The text here alludes to briding, with no further non-normative comment as to how the two new bits (NL and RAP) achieve this. While I personally know (I think!) of the issues and how these bits can be leveraged, should some further non-normative explanation be added? This lack of detail on treatment of bridging seems inconsistent with, say, the non-normative detail on request/reply (a section) or security (a chapter). I'm not suggesting bridging requires such depth of discussion, but it seems to me a little light at the moment.

@3.8.4 SUBSCRIBE Response

Once I got here I got confused in terms of the document organization. A "subscribe response" is a SUBACK, so at first I though the section was mislabeled. But it isn't, its describing WHAT to do when responding to a SUBSCRIBE, not the SUBACK packet itself.

The structure in the document for a packet type PACKETTYPE is:

PACKETTYPE - Packet Type Name Brief Description
PACKETTYPE Fixed Header
PACKETTYPE Variable Header
PACKETTYPE Payload
PACKETTYPE Response <-- sometimes
PACKETTYPE Actions <-- sometimes

Each PACKETTYPE doesn't have all these sections... for instance PUBLISH has both "Response" and "Actions", SUBSCRIBE has only "Response". The distinction to me seems somewhat nebulous and confusing, in particular the "Response" section which I find myself constantly confusing with the PACKETTYPE which is actually describing the response packet encoding.

Can we consistently put all information that is in a "Response" section in an "Actions" section, eliminating "Response" and this potential source of confusion? This would apply across all packet types.

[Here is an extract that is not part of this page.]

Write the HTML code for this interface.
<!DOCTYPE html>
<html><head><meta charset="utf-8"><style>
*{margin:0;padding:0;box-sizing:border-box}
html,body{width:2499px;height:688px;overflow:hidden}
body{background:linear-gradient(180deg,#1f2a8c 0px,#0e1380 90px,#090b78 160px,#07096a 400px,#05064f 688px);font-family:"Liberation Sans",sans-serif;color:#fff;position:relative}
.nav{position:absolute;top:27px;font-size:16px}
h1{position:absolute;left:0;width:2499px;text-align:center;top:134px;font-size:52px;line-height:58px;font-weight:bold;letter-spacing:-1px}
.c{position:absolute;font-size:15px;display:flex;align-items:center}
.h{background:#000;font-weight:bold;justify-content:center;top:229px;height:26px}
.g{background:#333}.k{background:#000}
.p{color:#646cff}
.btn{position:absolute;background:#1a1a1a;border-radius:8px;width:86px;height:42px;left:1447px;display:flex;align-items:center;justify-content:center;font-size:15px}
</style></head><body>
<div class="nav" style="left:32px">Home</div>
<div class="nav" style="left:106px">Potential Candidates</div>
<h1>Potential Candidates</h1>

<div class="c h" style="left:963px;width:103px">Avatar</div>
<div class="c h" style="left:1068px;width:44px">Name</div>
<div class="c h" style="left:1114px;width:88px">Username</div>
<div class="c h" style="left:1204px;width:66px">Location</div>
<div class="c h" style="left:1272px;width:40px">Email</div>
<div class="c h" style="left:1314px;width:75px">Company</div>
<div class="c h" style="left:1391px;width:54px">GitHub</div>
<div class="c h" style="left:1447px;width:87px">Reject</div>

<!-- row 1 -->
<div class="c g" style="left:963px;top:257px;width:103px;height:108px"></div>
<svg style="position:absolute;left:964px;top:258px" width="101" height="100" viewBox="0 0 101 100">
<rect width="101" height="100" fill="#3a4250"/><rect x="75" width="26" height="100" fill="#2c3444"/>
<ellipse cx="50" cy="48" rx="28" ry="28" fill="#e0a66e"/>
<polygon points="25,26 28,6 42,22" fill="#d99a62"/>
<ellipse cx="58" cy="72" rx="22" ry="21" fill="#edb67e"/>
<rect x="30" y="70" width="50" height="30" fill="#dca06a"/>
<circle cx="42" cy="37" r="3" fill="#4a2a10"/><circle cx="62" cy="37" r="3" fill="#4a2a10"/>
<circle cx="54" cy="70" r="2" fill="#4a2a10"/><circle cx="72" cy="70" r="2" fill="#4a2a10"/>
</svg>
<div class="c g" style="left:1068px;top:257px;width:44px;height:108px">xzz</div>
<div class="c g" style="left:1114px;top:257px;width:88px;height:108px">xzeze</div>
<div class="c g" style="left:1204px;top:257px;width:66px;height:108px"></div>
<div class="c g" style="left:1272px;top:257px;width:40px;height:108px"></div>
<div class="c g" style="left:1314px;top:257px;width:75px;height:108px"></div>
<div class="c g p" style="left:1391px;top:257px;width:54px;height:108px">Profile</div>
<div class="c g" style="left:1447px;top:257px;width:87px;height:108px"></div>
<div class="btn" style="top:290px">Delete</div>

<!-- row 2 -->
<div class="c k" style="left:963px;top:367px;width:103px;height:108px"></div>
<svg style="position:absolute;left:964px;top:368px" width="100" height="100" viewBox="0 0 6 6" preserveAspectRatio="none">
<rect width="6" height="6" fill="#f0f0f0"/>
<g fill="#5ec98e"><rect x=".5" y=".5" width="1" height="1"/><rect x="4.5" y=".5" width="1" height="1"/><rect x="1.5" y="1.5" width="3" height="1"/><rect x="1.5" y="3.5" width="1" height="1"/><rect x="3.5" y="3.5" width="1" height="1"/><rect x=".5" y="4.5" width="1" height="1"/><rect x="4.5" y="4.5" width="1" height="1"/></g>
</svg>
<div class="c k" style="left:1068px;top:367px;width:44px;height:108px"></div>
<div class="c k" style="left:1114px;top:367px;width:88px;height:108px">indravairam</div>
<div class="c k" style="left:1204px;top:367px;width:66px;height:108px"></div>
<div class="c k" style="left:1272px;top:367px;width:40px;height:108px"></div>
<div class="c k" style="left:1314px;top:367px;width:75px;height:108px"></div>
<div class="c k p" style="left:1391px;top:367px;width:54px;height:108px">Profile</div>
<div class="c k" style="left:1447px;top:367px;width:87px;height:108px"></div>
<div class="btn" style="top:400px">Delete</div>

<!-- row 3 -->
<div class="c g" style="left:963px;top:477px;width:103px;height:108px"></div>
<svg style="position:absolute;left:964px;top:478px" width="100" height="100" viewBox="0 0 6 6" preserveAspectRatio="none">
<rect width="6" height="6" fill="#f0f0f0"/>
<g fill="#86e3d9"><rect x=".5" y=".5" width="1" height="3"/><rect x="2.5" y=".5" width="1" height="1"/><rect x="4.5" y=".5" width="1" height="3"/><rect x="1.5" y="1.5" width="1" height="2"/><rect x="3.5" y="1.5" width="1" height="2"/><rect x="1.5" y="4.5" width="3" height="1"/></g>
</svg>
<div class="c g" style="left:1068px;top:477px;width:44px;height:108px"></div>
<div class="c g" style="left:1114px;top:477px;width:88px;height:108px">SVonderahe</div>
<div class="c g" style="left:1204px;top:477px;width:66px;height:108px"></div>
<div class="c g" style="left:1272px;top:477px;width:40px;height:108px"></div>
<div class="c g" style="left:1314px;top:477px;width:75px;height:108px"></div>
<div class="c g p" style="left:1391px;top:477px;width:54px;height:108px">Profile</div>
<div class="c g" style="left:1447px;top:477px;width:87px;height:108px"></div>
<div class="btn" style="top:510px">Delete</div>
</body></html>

@3.8.4 SUBSCRIBE Response lines 2400-2469

These lines are describing how the Server is to send Payload Messages to a Client, due to its Subscriptions, and further detail how Subscription Identifiers are included in the PUBLISH of this message. This is all good information. But why is this information here, organized in a section discussing how to respond to a SUBSCRIBE packet? Surely it belongs in the Operation Behaviour chapter?

@3.8.4 SUBSCRIBE Response line 2444

Typo: replace "if" with "of".

@3.14.2.1 Disconnect Return Code

A few issues within the table of return codes:

Typo: for 144 "Topic Name invalid" the description says "but s not" and should be "but is not".

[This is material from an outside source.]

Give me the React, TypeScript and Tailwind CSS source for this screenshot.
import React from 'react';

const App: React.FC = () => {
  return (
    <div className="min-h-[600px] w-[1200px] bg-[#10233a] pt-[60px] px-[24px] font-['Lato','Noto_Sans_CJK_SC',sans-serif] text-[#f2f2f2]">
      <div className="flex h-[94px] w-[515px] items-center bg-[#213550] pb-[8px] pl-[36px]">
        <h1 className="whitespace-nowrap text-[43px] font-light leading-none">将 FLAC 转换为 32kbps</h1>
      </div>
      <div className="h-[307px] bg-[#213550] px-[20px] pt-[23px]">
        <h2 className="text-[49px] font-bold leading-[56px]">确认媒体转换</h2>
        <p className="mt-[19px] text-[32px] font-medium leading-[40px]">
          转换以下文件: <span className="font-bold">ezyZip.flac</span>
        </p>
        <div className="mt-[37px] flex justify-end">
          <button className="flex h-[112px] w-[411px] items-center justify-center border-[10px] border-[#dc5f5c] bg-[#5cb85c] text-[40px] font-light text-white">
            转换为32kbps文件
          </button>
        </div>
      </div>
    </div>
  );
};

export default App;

For all descriptions, there is inconsistenty in whether or not they end with a period or not. I don't see any examples of descriptions being multiple sentences, so we could go either way, but should be consistent.

Code 157 is described with "The Server..." and 158 with "This Server...". Most other descriptions say "The Server..." or "The Client...", we should be consistent with the use of "The" or "This".

The above comments may apply to other tables of return codes for other packet types... I didn't go back and look.

@3.14.2.2.2 Session Expiry Interval line 2734

This line includes the fragment "...is received by the use DISCONNECT with...". I'm not sure what this is trying to say... I'm sure there are words missing.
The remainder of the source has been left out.